Mittlerer Osten: Ali* hat viel verloren, vor allem seine Hoffnung. Man sieht dem älteren Mann noch an, dass er Härte erlebt hat. Ali war Offizier in der Armee – gedrillt, abgehärtet, befehlend. Doch von seinem alten Wesen ist ihm wenig geblieben. Ali zittert und er sagt selbst, dass er gebrochen wurde. Es ist die schlimmste Zeit seines Lebens.
Das Familienoberhaupt hatte fünf erwachsene Söhne. Davon haben vier geheiratet und mehrere Kinder bekommen. Vier der Söhne waren in der Armee – zwei starben schon vor einigen Jahren bei Kämpfen. Dann eroberten die Rebellen das Land. Eines Tages standen Rebellenkämpfer vor Alis Tür und nahmen die anderen zwei Söhne mit. Sie blieben verschwunden, bis Ali ihre misshandelten Körper auf einem Berg in der Nähe fand.
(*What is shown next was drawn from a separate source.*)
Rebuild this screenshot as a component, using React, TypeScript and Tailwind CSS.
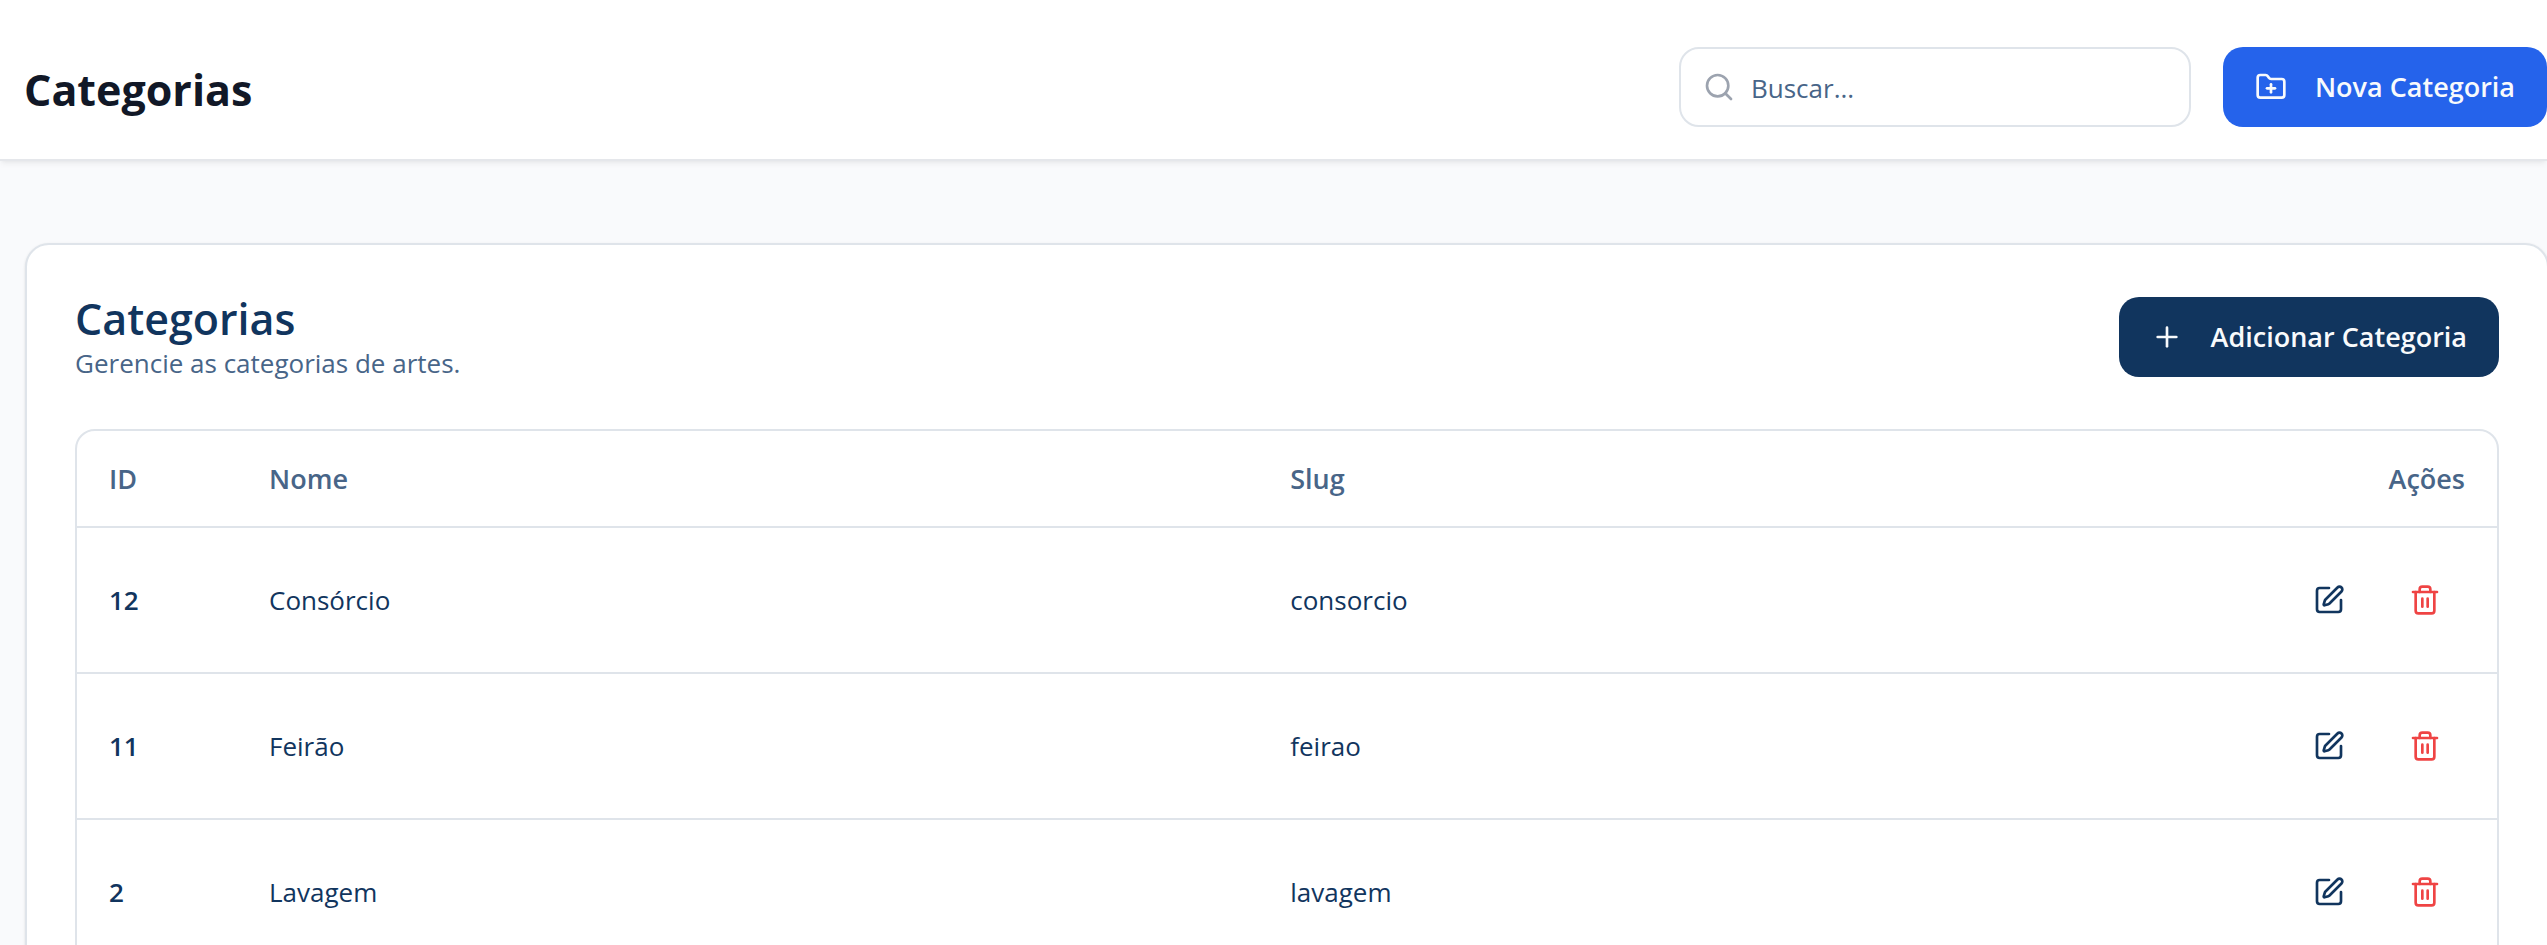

Die Rebellen hatten sich an der Armee rächen wollen.
Nun war Ali für vier Witwen und einen ganzen Schwung Kinder verantwortlich – er selbst war in Trauer um seine Söhne und ohne Einkommen. Sein gesamter Clan floh in die Hauptstadt und fand Unterschlupf in einer Ruine. Hier gab es kaum Arbeit, wenig Essen und viel Verzweiflung.
«Oft essen wir nichts und die Kinder weinen die ganze Nacht, weil sie so hungrig sind», sagt der ältere Mann und schluckt dabei laut.
Unser Team, das Lebensmittel an Arme verteilt, wird momentan überrannt. So viele Flüchtlinge brauchen Unterstützung, um ihre Kinder zu ernähren. Sie stehen verzweifelt vor unseren Verteilzentren und gehen nicht, bis die Mitarbeitenden sie in ihre Liste eingetragen haben. Das tat auch Alis Familie.
Um von den fast 20 000 Familien, die auf der Liste stehen, die Bedürftigsten zu finden, gingen unsere Teams von Adresse zu Adresse und schauten in die Behausungen. So konnten sie sich selbst einen Eindruck machen, wie schlimm die Lage jedes und jeder Einzelnen ist.
Bei Alis Familie war sofort klar – sie brauchten Hilfe. Deshalb erhielt er ein Essenspaket für seine Familie, mit dem sie genug Essen für einige Wochen hatte. Ali weinte aus Dankbarkeit.